Esta exposição por completo do homem nu também se torna um problema, nos dias de hoje, quando se torna natural para a mulher estabelecer comparação. Ora, há poucas décadas, os homens se exibiam para as mulheres que se escondiam. Hoje, ao se exibir, ele pode receber como resposta um sorriso irônico que será facilmente interpretado. A preocupação masculina com o corpo, para atender os interesses das mulheres, também é uma das marcas do nosso tempo, evidenciando a importância de se apresentar para as muheres, o é também novo na história. O homem de hoje é um ser em constante dúvida de si mesmo e, muitas vezes, de sua própria nudez diante de uma mulher.
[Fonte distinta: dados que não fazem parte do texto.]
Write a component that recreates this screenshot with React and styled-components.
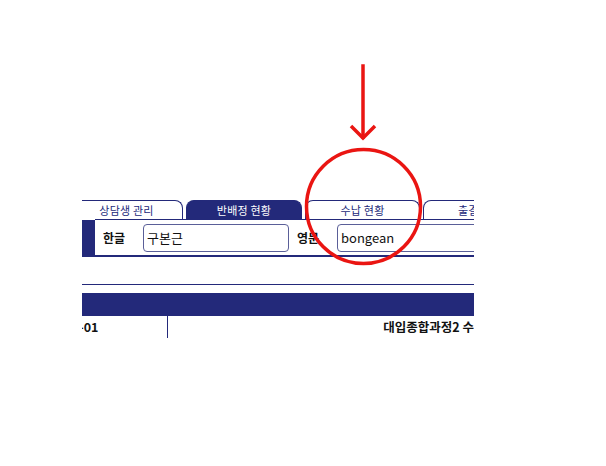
import styled, { createGlobalStyle } from 'styled-components';

const NAVY = '#23297a';
const RED = '#ea1512';

const GlobalStyle = createGlobalStyle`
  html, body {
    margin: 0;
    background: #fff;
  }
  body {
    font-family: "Noto Sans CJK KR", "Noto Sans", sans-serif;
  }
`;

const Page = styled.div`
  position: relative;
  width: 606px;
  height: 466px;
  padding: 199px 0 0 82px;
  box-sizing: border-box;
`;

const Frame = styled.div`
  width: 392px;
  overflow: hidden;
`;

const TabBar = styled.div`
  display: flex;
  align-items: flex-end;
  gap: 3px;
  height: 20px;
  margin-left: -12px;
`;

const Tab = styled.div`
  flex: 0 0 ${p => p.$w}px;
  height: 19px;
  box-sizing: border-box;
  border: 1px solid ${NAVY};
  border-bottom: none;
  border-radius: 8px 8px 0 0;
  background: ${p => (p.$active ? NAVY : '#fff')};
  color: ${p => (p.$active ? '#fff' : NAVY)};
  font-size: 11px;
  line-height: 18px;
  text-align: center;
  letter-spacing: 0.2px;
  white-space: nowrap;
  overflow: hidden;
`;

const Panel = styled.div`
  display: flex;
  height: 38px;
`;

const Marker = styled.div`
  flex: 0 0 13px;
  background: ${NAVY};
  margin-top: 1px;
`;

const FormRow = styled.div`
  flex: 1;
  display: flex;
  align-items: center;
  border-top: 1px solid ${NAVY};
  border-bottom: 2px solid ${NAVY};
  padding-left: 8px;
`;

const Label = styled.span`
  font-size: 12px;
  font-weight: 700;
  color: #111;
  width: ${p => p.$w}px;
  flex: 0 0 auto;
`;

const Field = styled.div`
  flex: 0 0 ${p => p.$w}px;
  height: 28px;
  box-sizing: border-box;
  border: 1px solid #5a5f98;
  border-radius: 4px;
  padding-left: 3px;
  font-size: 13px;
  line-height: 26px;
  color: #111;
  margin-right: 8px;
  white-space: nowrap;
`;

const Rule = styled.div`
  margin-top: 27px;
  height: 1px;
  background: ${NAVY};
`;

const HeaderBar = styled.div`
  margin-top: 8px;
  height: 23px;
  background: ${NAVY};
`;

const DataRow = styled.div`
  display: flex;
  height: 22px;
`;

const Cell = styled.div`
  flex: ${p => (p.$w ? `0 0 ${p.$w}px` : 1)};
  border-right: ${p => (p.$line ? `1px solid ${NAVY}` : 'none')};
  font-size: 12.5px;
  font-weight: 700;
  color: #111;
  line-height: 22px;
  text-align: ${p => p.$align || 'left'};
  white-space: nowrap;
  overflow: hidden;
`;

const Clip = styled.span`
  margin-left: -3px;
`;

const Annotation = styled.svg`
  position: absolute;
  left: 0;
  top: 0;
  pointer-events: none;
`;

export default function App() {
  return (
    <>
      <GlobalStyle />
      <Page>
        <Frame>
          <TabBar>
            <Tab $w={113}>상담생 관리</Tab>
            <Tab $w={116} $active>반배정 현황</Tab>
            <Tab $w={115}>수납 현황</Tab>
            <Tab $w={114}>출결 현황</Tab>
          </TabBar>
          <Panel>
            <Marker />
            <FormRow>
              <Label $w={40}>한글</Label>
              <Field $w={146}>구본근</Field>
              <Label $w={40}>영문</Label>
              <Field $w={160}>bongean</Field>
            </FormRow>
          </Panel>
          <Rule />
          <HeaderBar />
          <DataRow>
            <Cell $w={85} $line><Clip>-01</Clip></Cell>
            <Cell $align="right">대입종합과정2 수</Cell>
          </DataRow>
        </Frame>
        <Annotation width="606" height="466" viewBox="0 0 606 466">
          <g fill="none" stroke={RED} strokeWidth="3.5" strokeLinecap="square">
            <line x1="363" y1="66" x2="363" y2="137" />
            <polyline points="351,126 363,138 375,126" strokeLinecap="butt" />
            <circle cx="363.5" cy="206.5" r="57" />
          </g>
        </Annotation>
      </Page>
    </>
  );
}
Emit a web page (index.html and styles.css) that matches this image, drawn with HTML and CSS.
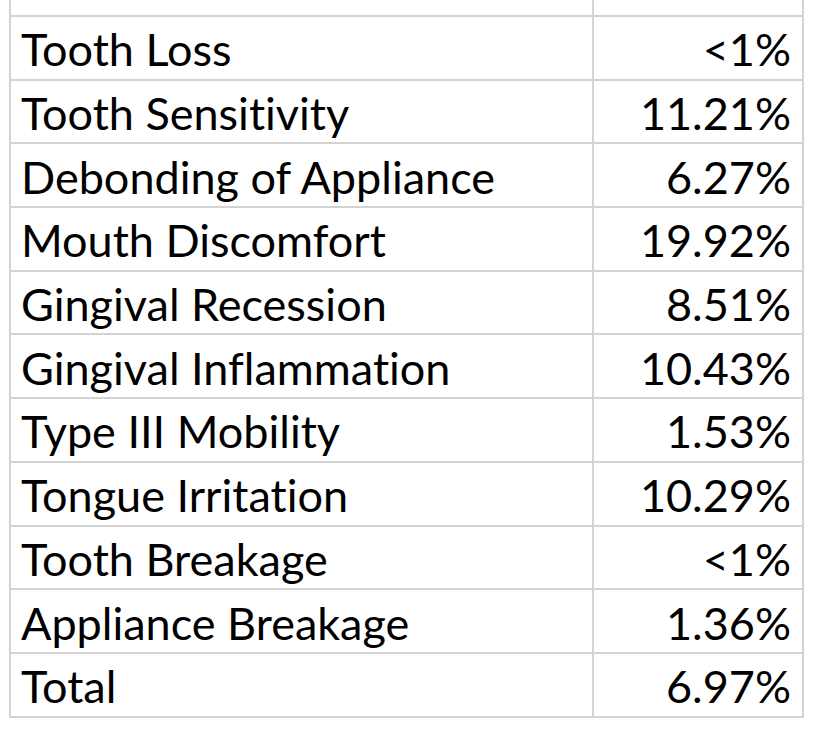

Com a ascensão das mulheres na sociedade, a nudez masculina, se ainda não se banalizou, certamente ganhou bem mais espaços. Os chamados “clubes de mulheres”, que há mais de uma década faz sucesso, é uma possibilidade para as mulheres, além de apreciarem homens nus, realizarem algumas fantasias eróticas em companhia de suas amigas, esquecendo por algumas horas namorados, noivos ou maridos. Em outras palavras, assim como as mulheres, os homens também estão se tornando um objeto que vale pela beleza de seus corpos, podendo lucrar com ele.


É com este ponto que fechamos este texto. Em uma realidade em que a mulher, inevitavelmente, se tornará à maioria do mercado de trabalho e terá poder aquisitivo mais elevado em poucos anos, é natural que a exposição dos corpos, antes voltada para os homens, priorize elas. Seguindo os padrões estéticos valorizados pelas mulheres, a exposição do corpo masculino no futuro é um fato inevitável, sendo, inclusive, aproveitado pelos homens em proporções muito maiores do que hoje, em função das dificuldades de se conseguir emprego, em sua maioria ocupada pelas mulheres. Em qualquer sociedade, quem tem o dinheiro dita as regras e, embalado pelo subemprego dos homens sem instrução, o corpo masculino se tornará objeto de consumo. De qualquer forma, mesmo que a transformação não tenha se completado, ver o homem nu é um direito das mulheres. A beleza nunca agride.